Police and a crime victims unit flew Mary to New Hampshire because she had people here who were willing to help her get restarted. Unfortunately, a relative of her husband's tipped him off that she was in the state. A Safe Place has been working with her all along.
When we showed up we were filthy, we hadn't eaten. The first thing they did was to send us to McDonalds,'' said Mary. "I thought they'd think we were homeless street people; actually, I guess we were.
They are always there for me, to listen, to offer a suggestion,'' said Mary. ``I am still in shock a bit, I guess. But, I am starting to know that with people like them out there, I can come out the other side."
Dennett said the support of the communities is the only way the agency is able to offer free services. And, most of the people who come have been so trapped by financial control, that it is the only way they would seek help.
A Safe Place is pretty well known for their support piece.
Dennett wants people to begin to realize they are branching out, making education a key part of their programs. Teen-dating violence is one area the staff wants to address. Programs are being placed in area high schools, including Portsmouth.
Teen-agers still think jealousy equates with love," said Dennett. "We need to show them where it can lead, to teach them it is about control and rage, not love."
Attitudes are changing; domestic violence is not the deep family secret it once was,'' said Dennett. But, they are changing slowly and women remain in dangerous situations, out of fear.

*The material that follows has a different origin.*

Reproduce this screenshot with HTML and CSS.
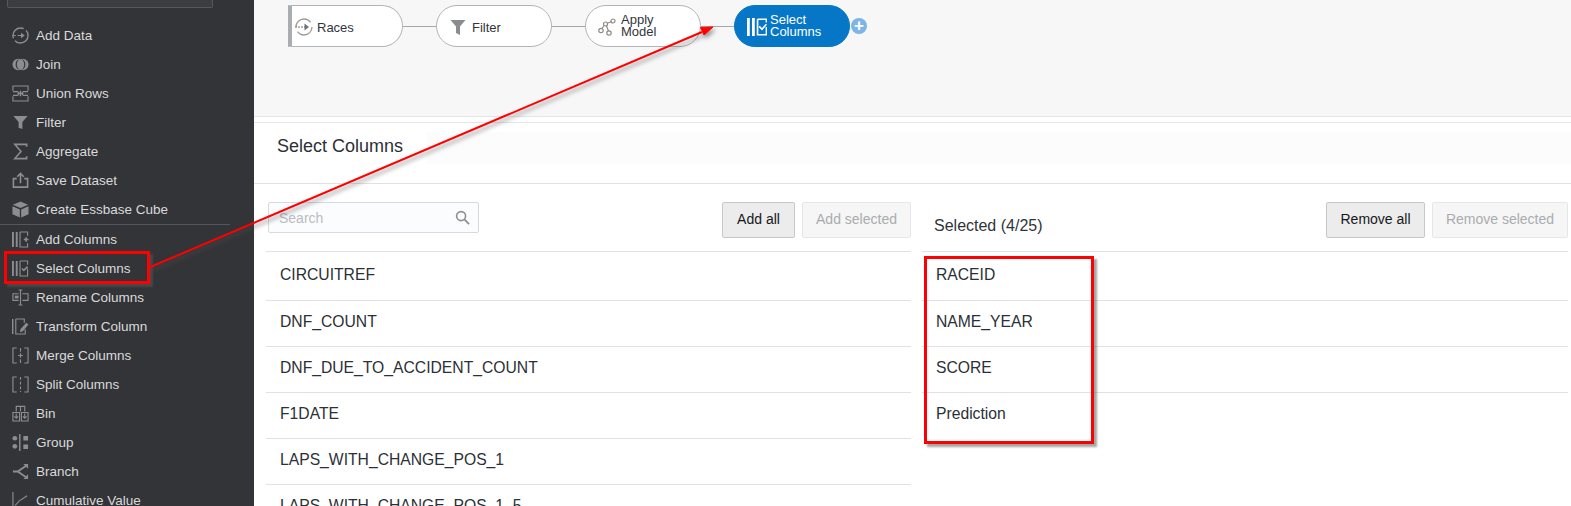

We need to stop blaming the victim and to realize that many men do not think they are doing anything wrong,'' said Dennett. A positive sign of change is that the number of men killed by their partners has decreased. But, the number of women killed has stayed the same, said Dennett.
The payoff?
"We see these women get free, after crying, after falling down," said Dennett. "They run into many roadblocks, but they get away. That's how we can do it each day, that's our reward."